Почему? Наверное, муж просто меня любил.
Возможно, это было как-то связано с его отношением к жизни. Ронни можно назвать отъявленным циником или, скорее, реалистом. Он считал, что у людей есть своя голова на плечах, а непрошеные советы – пустая трата времени и сил. До нашего знакомства Ронни двадцать лет проработал корреспондентом в Париже и усвоил там чисто французское отношение к сексу и браку.
В конце концов, я была его третьей женой, а он – моим вторым мужем. Мы не были святыми, и никто из нас не представлял, что такое «пока смерть не разлучит нас». Возможно, сексуальная верность не играла никакой роли – у нас ведь уже были другие партнеры. Внимание, доброта и товарищество – вот самое важное.

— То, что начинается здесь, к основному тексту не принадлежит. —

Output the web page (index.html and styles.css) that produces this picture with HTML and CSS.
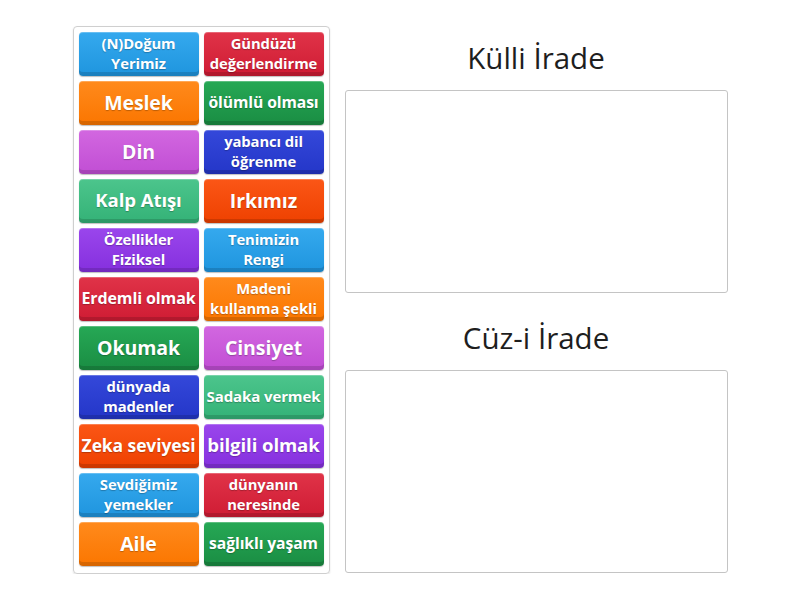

Но даже этого я не могла ему дать. Я стала отъявленной эгоисткой, грубой и порой чудовищно жестокой. Расскажу вам об одном случае, который показывает, насколько ужасно я вела себя по отношению к любимому мужчине, и ведь я действительно любила Ронни!
Мой муж находился в Омане, делал репортаж о терроризме, захлестнувшем в те годы эту страну. Вместе с другими журналистами он вылетел на вертолете в зону действия британских десантников, помогавших армии султана. На обратном пути их вертолет разбился в пустыне.
Позже Ронни сказал мне:
– Когда вертолет падал, нарезая круги, я думал о тебе. Я даже попытался написать записку, чтобы ты знала о моей любви…
К счастью, никто не погиб. Все выбрались живыми, но получили тяжелые травмы. Ронни особенно сильно пострадал. Его доставили в Англию на военном самолете и поместили в госпиталь военно-воздушных сил в Уилтшире. Я приехала навестить мужа, а через несколько дней его перевели в лондонскую больницу имени короля Эдуарда VII. Первые две недели я навещала его почти каждый день, но потом узнала неприятную новость: Ронни придется провести в больнице еще месяц.
– Я не смогу навещать тебя, – заявила я ему. – Сидеть здесь страшно скучно. Я встречу тебя дома.
Это воспоминание до сих пор меня мучает. В следующем месяце я каждый вечер проводила на вечеринках, хотя мой мужчина находился на больничной койке.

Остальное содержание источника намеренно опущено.